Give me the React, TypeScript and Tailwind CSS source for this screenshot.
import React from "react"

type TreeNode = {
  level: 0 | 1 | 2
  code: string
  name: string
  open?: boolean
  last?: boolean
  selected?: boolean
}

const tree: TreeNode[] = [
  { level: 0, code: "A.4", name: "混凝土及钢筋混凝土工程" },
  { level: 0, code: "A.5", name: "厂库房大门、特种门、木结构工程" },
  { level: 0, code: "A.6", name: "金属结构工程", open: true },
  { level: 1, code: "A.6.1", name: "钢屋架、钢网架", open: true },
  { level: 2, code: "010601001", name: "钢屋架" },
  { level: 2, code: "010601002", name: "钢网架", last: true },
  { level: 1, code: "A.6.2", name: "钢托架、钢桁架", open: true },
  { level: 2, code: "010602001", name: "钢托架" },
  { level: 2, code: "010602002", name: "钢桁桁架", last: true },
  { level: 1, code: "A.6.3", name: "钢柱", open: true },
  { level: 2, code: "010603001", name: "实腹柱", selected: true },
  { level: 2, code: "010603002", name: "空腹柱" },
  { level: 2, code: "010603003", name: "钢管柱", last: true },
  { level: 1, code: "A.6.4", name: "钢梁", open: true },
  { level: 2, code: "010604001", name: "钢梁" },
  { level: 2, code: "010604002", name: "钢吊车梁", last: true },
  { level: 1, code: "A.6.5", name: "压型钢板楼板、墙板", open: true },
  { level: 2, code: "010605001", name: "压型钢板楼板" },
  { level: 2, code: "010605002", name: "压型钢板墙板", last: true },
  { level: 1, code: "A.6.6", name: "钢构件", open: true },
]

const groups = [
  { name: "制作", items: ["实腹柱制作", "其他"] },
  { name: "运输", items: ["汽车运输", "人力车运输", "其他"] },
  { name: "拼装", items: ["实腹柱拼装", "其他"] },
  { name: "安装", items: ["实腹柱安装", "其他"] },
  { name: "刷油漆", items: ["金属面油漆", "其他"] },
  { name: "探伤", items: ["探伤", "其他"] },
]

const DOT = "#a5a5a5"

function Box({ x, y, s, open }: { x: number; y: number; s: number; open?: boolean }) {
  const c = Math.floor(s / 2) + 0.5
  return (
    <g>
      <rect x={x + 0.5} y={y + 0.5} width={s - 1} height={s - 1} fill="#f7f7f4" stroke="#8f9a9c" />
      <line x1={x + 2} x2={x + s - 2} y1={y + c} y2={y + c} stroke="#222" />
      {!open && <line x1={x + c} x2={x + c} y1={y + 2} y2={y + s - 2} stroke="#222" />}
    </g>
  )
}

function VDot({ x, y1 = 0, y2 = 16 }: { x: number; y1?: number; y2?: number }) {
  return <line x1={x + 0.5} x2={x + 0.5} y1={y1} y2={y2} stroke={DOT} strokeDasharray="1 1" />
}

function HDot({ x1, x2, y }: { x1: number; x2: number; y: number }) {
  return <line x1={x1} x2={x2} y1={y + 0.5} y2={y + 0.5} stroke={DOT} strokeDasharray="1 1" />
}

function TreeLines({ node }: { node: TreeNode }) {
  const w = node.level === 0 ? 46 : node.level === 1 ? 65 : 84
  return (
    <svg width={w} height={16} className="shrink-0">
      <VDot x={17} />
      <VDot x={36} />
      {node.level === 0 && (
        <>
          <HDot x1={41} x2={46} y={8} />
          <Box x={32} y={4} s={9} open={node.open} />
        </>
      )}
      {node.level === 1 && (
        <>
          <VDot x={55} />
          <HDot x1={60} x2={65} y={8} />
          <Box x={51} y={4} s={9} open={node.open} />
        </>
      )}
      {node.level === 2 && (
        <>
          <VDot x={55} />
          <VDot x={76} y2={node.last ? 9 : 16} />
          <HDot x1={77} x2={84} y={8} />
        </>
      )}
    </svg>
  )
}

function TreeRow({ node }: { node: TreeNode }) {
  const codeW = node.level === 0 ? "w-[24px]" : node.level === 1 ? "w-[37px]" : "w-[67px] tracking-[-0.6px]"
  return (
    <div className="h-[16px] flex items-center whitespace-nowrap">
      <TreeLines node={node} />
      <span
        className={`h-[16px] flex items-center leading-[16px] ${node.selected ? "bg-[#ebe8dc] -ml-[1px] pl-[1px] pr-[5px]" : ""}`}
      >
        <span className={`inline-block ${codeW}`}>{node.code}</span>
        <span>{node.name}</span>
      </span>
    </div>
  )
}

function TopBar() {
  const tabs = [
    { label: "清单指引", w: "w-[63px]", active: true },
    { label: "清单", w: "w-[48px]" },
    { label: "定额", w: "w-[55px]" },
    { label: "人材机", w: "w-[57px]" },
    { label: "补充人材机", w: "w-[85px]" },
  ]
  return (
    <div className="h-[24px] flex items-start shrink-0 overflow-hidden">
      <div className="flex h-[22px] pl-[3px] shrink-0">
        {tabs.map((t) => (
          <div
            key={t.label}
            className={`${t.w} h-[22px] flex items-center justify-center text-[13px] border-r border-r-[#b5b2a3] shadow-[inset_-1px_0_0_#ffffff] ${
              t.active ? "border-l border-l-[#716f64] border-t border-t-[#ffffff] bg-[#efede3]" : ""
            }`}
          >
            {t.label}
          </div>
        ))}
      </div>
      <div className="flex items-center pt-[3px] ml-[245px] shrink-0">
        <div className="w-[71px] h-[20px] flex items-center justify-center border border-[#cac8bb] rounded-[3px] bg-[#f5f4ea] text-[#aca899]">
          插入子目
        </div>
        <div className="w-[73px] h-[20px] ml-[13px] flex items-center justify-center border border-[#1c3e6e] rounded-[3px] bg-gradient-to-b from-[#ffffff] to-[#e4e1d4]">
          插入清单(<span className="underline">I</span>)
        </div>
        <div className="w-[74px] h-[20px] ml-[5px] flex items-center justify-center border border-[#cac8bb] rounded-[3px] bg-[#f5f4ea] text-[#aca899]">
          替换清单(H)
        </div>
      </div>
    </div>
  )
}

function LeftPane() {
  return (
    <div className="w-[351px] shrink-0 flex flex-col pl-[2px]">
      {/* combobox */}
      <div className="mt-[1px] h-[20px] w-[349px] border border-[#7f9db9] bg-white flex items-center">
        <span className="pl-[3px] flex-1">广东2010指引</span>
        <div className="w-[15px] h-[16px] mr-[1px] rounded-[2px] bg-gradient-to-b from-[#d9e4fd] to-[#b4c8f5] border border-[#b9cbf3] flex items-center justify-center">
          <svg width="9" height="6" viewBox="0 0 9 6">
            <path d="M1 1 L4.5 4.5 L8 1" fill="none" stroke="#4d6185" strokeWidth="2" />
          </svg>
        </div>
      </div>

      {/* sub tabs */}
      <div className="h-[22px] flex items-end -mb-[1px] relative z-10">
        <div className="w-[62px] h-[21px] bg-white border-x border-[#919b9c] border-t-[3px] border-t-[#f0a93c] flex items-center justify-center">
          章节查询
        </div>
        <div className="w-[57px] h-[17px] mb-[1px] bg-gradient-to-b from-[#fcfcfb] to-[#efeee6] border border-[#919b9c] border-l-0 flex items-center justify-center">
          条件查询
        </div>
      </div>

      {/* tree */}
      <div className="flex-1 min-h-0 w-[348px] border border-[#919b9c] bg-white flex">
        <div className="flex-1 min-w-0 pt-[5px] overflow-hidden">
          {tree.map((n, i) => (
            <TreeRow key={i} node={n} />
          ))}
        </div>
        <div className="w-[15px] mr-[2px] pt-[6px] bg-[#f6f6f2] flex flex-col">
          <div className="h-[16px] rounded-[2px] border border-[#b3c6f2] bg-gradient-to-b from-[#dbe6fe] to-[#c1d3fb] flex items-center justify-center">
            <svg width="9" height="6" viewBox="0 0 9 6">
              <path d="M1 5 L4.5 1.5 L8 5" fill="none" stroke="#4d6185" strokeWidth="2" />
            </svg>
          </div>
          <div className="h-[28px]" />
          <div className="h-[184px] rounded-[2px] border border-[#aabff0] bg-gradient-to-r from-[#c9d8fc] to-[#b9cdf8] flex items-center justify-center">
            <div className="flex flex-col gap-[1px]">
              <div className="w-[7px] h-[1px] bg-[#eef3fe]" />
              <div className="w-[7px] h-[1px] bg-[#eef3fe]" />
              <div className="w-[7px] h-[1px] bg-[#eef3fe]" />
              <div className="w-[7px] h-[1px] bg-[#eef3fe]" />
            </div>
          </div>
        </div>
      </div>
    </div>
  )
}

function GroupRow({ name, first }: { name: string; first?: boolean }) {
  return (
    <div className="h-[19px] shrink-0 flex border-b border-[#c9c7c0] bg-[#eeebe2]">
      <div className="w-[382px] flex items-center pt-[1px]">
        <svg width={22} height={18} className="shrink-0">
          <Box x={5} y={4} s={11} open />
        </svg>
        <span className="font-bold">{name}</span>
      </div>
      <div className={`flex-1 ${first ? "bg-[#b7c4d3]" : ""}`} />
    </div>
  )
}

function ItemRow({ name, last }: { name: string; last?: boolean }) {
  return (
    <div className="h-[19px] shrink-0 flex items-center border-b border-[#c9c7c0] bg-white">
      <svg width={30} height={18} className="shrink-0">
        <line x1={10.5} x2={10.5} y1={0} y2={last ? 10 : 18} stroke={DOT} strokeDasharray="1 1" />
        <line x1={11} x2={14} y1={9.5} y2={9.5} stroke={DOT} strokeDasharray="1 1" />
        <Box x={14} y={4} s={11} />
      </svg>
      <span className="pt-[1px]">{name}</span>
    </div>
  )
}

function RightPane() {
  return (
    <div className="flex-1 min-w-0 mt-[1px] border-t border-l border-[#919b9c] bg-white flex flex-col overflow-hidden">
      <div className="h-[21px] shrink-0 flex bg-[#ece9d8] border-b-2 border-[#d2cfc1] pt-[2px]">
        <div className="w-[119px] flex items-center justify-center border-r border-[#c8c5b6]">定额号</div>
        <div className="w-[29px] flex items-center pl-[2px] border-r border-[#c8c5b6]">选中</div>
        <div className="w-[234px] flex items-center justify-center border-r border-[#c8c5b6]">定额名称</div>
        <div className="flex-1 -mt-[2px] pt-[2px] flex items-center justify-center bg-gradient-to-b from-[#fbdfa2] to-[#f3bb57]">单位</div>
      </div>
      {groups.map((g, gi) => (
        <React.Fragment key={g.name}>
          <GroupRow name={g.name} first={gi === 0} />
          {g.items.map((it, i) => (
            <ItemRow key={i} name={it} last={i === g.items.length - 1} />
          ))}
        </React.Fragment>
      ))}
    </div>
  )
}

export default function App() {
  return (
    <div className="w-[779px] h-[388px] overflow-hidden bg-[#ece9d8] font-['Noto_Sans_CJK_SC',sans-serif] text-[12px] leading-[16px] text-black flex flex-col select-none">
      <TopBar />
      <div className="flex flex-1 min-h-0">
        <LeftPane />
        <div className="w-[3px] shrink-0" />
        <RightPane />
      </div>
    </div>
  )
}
===
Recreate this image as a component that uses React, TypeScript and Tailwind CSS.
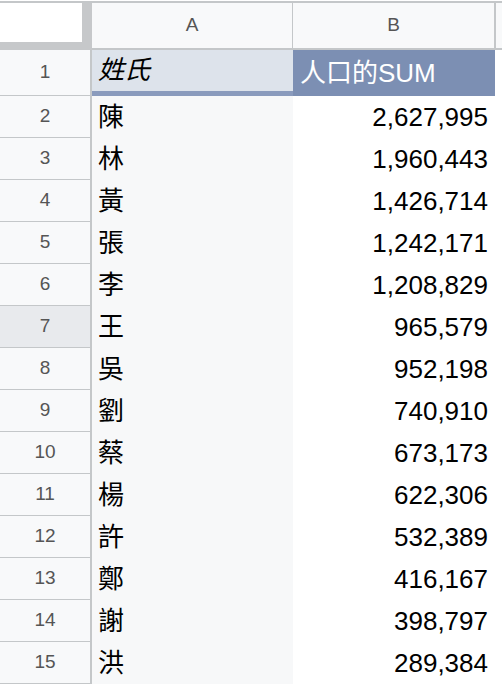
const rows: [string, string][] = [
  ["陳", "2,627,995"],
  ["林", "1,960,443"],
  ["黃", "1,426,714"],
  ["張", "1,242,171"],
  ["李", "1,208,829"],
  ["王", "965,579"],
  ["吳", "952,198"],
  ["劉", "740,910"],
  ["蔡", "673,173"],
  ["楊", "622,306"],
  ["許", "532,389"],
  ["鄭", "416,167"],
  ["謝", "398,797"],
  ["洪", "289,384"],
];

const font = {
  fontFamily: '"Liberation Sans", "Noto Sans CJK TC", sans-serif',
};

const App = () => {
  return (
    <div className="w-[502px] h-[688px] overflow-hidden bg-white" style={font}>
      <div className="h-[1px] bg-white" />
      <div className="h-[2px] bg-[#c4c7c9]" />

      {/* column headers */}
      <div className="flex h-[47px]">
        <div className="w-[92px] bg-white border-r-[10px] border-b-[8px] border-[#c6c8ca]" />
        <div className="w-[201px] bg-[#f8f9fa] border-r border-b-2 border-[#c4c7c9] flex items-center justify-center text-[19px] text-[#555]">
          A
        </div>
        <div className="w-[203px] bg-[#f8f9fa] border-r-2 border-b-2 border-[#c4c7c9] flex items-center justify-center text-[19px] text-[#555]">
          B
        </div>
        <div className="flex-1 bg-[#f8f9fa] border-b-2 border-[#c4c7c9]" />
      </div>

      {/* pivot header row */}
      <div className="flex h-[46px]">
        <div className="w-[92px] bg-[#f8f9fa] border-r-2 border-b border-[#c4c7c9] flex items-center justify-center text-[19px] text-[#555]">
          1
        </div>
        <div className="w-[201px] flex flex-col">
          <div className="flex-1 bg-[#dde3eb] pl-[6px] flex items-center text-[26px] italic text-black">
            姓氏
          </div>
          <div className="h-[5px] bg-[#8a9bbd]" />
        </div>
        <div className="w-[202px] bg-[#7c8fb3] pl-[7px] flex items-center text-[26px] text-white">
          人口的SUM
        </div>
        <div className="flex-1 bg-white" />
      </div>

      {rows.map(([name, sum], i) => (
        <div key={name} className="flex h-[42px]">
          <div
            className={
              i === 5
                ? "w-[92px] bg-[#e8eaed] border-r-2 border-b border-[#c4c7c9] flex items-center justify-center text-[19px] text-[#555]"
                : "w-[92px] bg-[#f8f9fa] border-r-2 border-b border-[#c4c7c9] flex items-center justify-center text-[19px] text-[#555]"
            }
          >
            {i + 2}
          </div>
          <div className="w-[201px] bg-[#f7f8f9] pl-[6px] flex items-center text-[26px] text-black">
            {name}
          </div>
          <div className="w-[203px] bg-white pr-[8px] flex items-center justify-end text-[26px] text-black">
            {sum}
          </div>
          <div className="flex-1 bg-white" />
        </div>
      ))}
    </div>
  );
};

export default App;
===
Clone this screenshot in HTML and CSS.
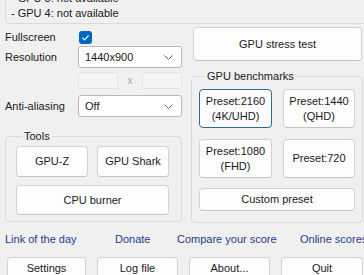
===
# WRITTEN INSTRUCTION
Show all lines from the records above where the word "Tailwind" occurs.

# RESPONSE BELOW
Give me the React, TypeScript and Tailwind CSS source for this screenshot.
Recreate this image as a component that uses React, TypeScript and Tailwind CSS.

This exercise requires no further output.